There is much we don't know as yet about what took place sometime after 1 a.m. on Saturday, July 28. What we do know is that a cyclist is dead and a man has been charged with operation of a motor vehicle while impaired causing death.

So there are many questions on people's minds.

Why was someone cycling on a dark, unlit rural road at one in the morning? Did the bicycle have working lights? Was the cyclist wearing bright clothing? The police report that they charged a man with operating a motor vehicle while impaired, but we don't yet have any specifics. Impaired by what? By how much?

As you can see, there are many questions left to be answered which is why it is important to not jump to conclusions too quickly.

News of any vehicle-related tragedy said to involve alcohol stirs many emotions, for many reasons.

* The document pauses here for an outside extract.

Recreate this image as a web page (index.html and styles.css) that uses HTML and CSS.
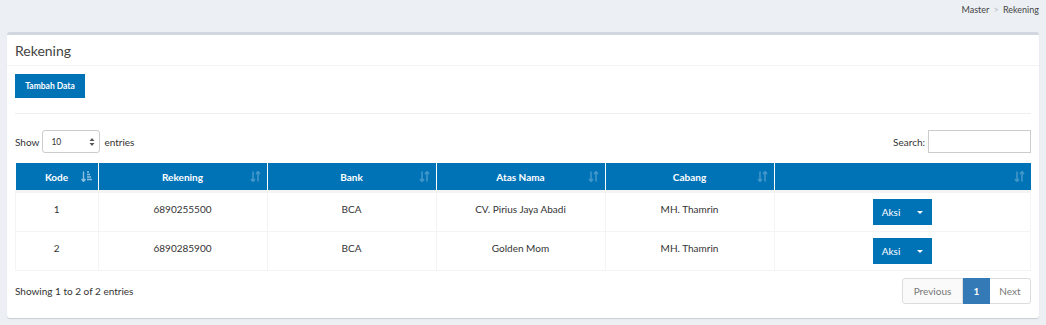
FILE: index.html
```html
<!DOCTYPE html>
<html>
<head>
    <link rel="stylesheet" href="styles.css">
</head>
<body>
    <div class="crumbs">
        <span>Master</span>
        <span class="sep">&gt;</span>
        <span>Rekening</span>
    </div>

    <div class="box">
        <div class="box-header">
            <h3>Rekening</h3>
        </div>
        <div class="box-body">
            <button class="btn">Tambah Data</button>
            <hr>

            <div class="table-top">
                <label class="length">Show
                    <span class="select">10
                        <svg width="6" height="10" viewBox="0 0 6 10"><path d="M3 1 L5.5 4 H0.5 Z M3 9 L5.5 6 H0.5 Z" fill="#555"/></svg>
                    </span>
                    entries</label>
                <label class="search">Search: <span class="input"></span></label>
            </div>

            <table class="grid">
                <thead>
                    <tr>
                        <th class="c-kode">Kode <svg class="sort on" width="11" height="11" viewBox="0 0 11 11"><path d="M2.5 0.5 V10 M0.5 8 L2.5 10.5 L4.5 8" stroke="#fff" stroke-width="1.4" fill="none"/><path d="M6 1 H8 M6 3.5 H9 M6 6 H10 M6 8.5 H11" stroke="#fff" stroke-width="1.4"/></svg></th>
                        <th class="c-col">Rekening <svg class="sort" width="11" height="11" viewBox="0 0 11 11"><path d="M3 0.5 V10 M1 8 L3 10.5 L5 8 M8 10.5 V1 M6 3 L8 0.5 L10 3" stroke="#fff" stroke-width="1.6" fill="none"/></svg></th>
                        <th class="c-col">Bank <svg class="sort" width="11" height="11" viewBox="0 0 11 11"><path d="M3 0.5 V10 M1 8 L3 10.5 L5 8 M8 10.5 V1 M6 3 L8 0.5 L10 3" stroke="#fff" stroke-width="1.6" fill="none"/></svg></th>
                        <th class="c-col">Atas Nama <svg class="sort" width="11" height="11" viewBox="0 0 11 11"><path d="M3 0.5 V10 M1 8 L3 10.5 L5 8 M8 10.5 V1 M6 3 L8 0.5 L10 3" stroke="#fff" stroke-width="1.6" fill="none"/></svg></th>
                        <th class="c-col">Cabang <svg class="sort" width="11" height="11" viewBox="0 0 11 11"><path d="M3 0.5 V10 M1 8 L3 10.5 L5 8 M8 10.5 V1 M6 3 L8 0.5 L10 3" stroke="#fff" stroke-width="1.6" fill="none"/></svg></th>
                        <th><svg class="sort" width="11" height="11" viewBox="0 0 11 11"><path d="M3 0.5 V10 M1 8 L3 10.5 L5 8 M8 10.5 V1 M6 3 L8 0.5 L10 3" stroke="#fff" stroke-width="1.6" fill="none"/></svg></th>
                    </tr>
                </thead>
                <tbody>
                    <tr>
                        <td>1</td>
                        <td>6890255500</td>
                        <td>BCA</td>
                        <td>CV. Pirius Jaya Abadi</td>
                        <td>MH. Thamrin</td>
                        <td><span class="aksi">Aksi <span class="caret"></span></span></td>
                    </tr>
                    <tr>
                        <td>2</td>
                        <td>6890285900</td>
                        <td>BCA</td>
                        <td>Golden Mom</td>
                        <td>MH. Thamrin</td>
                        <td><span class="aksi">Aksi <span class="caret"></span></span></td>
                    </tr>
                </tbody>
            </table>

            <div class="table-bottom">
                <div class="info">Showing 1 to 2 of 2 entries</div>
                <div class="pager">
                    <span class="pg prev">Previous</span>
                    <span class="pg active">1</span>
                    <span class="pg next">Next</span>
                </div>
            </div>
        </div>
    </div>
</body>
</html>
```

FILE: styles.css
```css
html, body {
    margin: 0;
    padding: 0;
}
body {
    background: #ecf0f5;
    font-family: Lato, "Open Sans", sans-serif;
    color: #333;
    width: 1046px;
    height: 325px;
    overflow: hidden;
}
.crumbs {
    height: 32px;
    box-sizing: border-box;
    padding: 4px 7px 0 0;
    text-align: right;
    font-size: 9px;
    color: #444;
}
.crumbs .sep {
    color: #bbb;
    margin: 0 2px;
}
.box {
    margin: 0 7px;
    background: #fff;
    border-top: 3px solid #d2d6de;
    border-radius: 3px;
    box-shadow: 0 1px 1px rgba(0,0,0,0.15);
    height: 286px;
    box-sizing: border-box;
}
.box-header {
    height: 30px;
    border-bottom: 1px solid #f4f4f4;
    padding: 0 8px;
    display: flex;
    align-items: center;
}
.box-header h3 {
    margin: 0;
    font-size: 14px;
    font-weight: normal;
    color: #444;
}
.box-body {
    padding: 8px 8px 0 8px;
}
.btn {
    display: block;
    background: #0073b7;
    color: #fff;
    border: none;
    border-radius: 0;
    font-family: Lato, sans-serif;
    font-size: 8.5px;
    font-weight: bold;
    width: 70px;
    height: 24px;
    padding: 0;
}
hr {
    border: none;
    border-top: 1px solid #eee;
    margin: 15px 0 0 0;
}
.table-top {
    display: flex;
    justify-content: space-between;
    align-items: center;
    margin-top: 16px;
    height: 23px;
    font-size: 10px;
}
.length, .search {
    display: flex;
    align-items: center;
}
.select {
    width: 58px;
    height: 23px;
    box-sizing: border-box;
    border: 1px solid #ccc;
    border-radius: 3px;
    margin: 0 4px 0 3px;
    display: flex;
    align-items: center;
    justify-content: space-between;
    padding: 0 4px 0 8px;
    font-size: 8.5px;
}
.input {
    width: 103px;
    height: 23px;
    box-sizing: border-box;
    border: 1px solid #ccc;
    margin-left: 3px;
}
.grid {
    width: 1016px;
    border-collapse: collapse;
    margin-top: 10px;
    font-size: 10px;
    table-layout: fixed;
}
.grid th {
    background: #0073b7;
    color: #fff;
    height: 27px;
    padding: 0;
    font-size: 10px;
    font-weight: bold;
    position: relative;
    border-left: 1px solid #fff;
}
.grid th:first-child {
    border-left: none;
}
.c-kode {
    width: 82px;
}
.c-col {
    width: 168px;
}
.sort {
    position: absolute;
    right: 6px;
    top: 8px;
    opacity: 0.25;
}
.sort.on {
    opacity: 0.55;
}
.grid td {
    text-align: center;
    height: 38px;
    padding: 0;
    border: 1px solid #f4f4f4;
    vertical-align: top;
    line-height: 32px;
}
.grid tbody tr:first-child td {
    border-top: 3px solid #f4f4f4;
}
.aksi {
    display: inline-flex;
    align-items: center;
    justify-content: space-between;
    box-sizing: border-box;
    width: 59px;
    height: 26px;
    margin-top: 6px;
    padding: 0 9px 0 9px;
    background: #0073b7;
    color: #fff;
    font-size: 10px;
    line-height: 26px;
    vertical-align: top;
}
.caret {
    width: 0;
    height: 0;
    border-left: 3px solid transparent;
    border-right: 3px solid transparent;
    border-top: 3px solid #fff;
}
.table-bottom {
    display: flex;
    justify-content: space-between;
    align-items: center;
    margin-top: 7px;
    font-size: 10px;
}
.pager {
    display: flex;
    height: 26px;
}
.pg {
    display: flex;
    align-items: center;
    justify-content: center;
    border: 1px solid #ddd;
    color: #777;
    box-sizing: border-box;
    height: 26px;
    font-size: 10px;
}
.prev {
    width: 61px;
    border-radius: 3px 0 0 3px;
    background: #fafafa;
}
.active {
    width: 27px;
    background: #337ab7;
    border-color: #337ab7;
    color: #fff;
    font-weight: bold;
}
.next {
    width: 41px;
    border-radius: 0 3px 3px 0;
    border-left: none;
}
```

In my own life I have experienced the impact of alcohol and vehicles twice. Nearly 30 years ago my then wife was hit head-on by an impaired driver (who was also driving a vehicle he had just stolen). Our car was written off, but thankfully my wife only needed some minor patching up at the hospital. A few years later my father went to prison after he crashed his car while impaired, leaving his life-long best friend who was in the car with him paralyzed for the rest of his life.

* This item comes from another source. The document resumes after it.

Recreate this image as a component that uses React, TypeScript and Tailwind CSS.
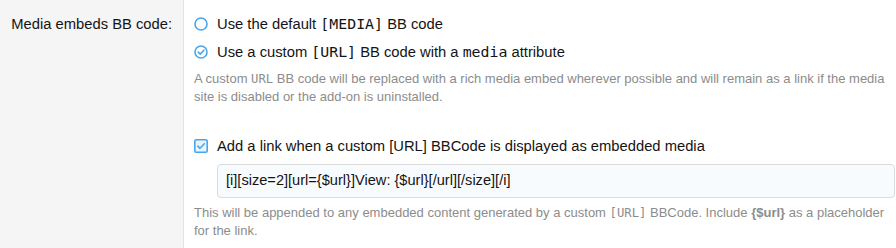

On all sides of these sorts of tragedies, lives are altered, sometimes shattered, and the impact reaches well beyond the immediately involved parties.

One thing we can be fairly certain of is that nobody involved in the tragedy last weekend planned to be, or wanted to be. The cyclist no doubt would prefer to still be with us, and the driver who has been charged certainly had no plans to be involved in anything like what took place on July 28.

The families of all involved are also impacted in a major way. Lives are forever changed.

In time, more details will become known and judgments will be made, but it is far too early for judgments as yet simply because of all we do not yet know.

What we can hope for is that our justice system can fairly and appropriately sift through the facts and determine what should happen next. That isn't ours to decide, it is in the hands of the courts, as it should be.

No matter what we learn in the weeks and months to come, the fact is that this is a tragedy for all concerned, and for the community itself, and over time everyone impacted will need to heal.

All of that said, if this tragedy can serve any positive purpose it might be that we should all be cautious when on our roads, whether as pedestrians, cyclists, or motorists, and we should all take a moment to reflect on how quickly any of our lives can be altered or ended. So – consider every moment precious.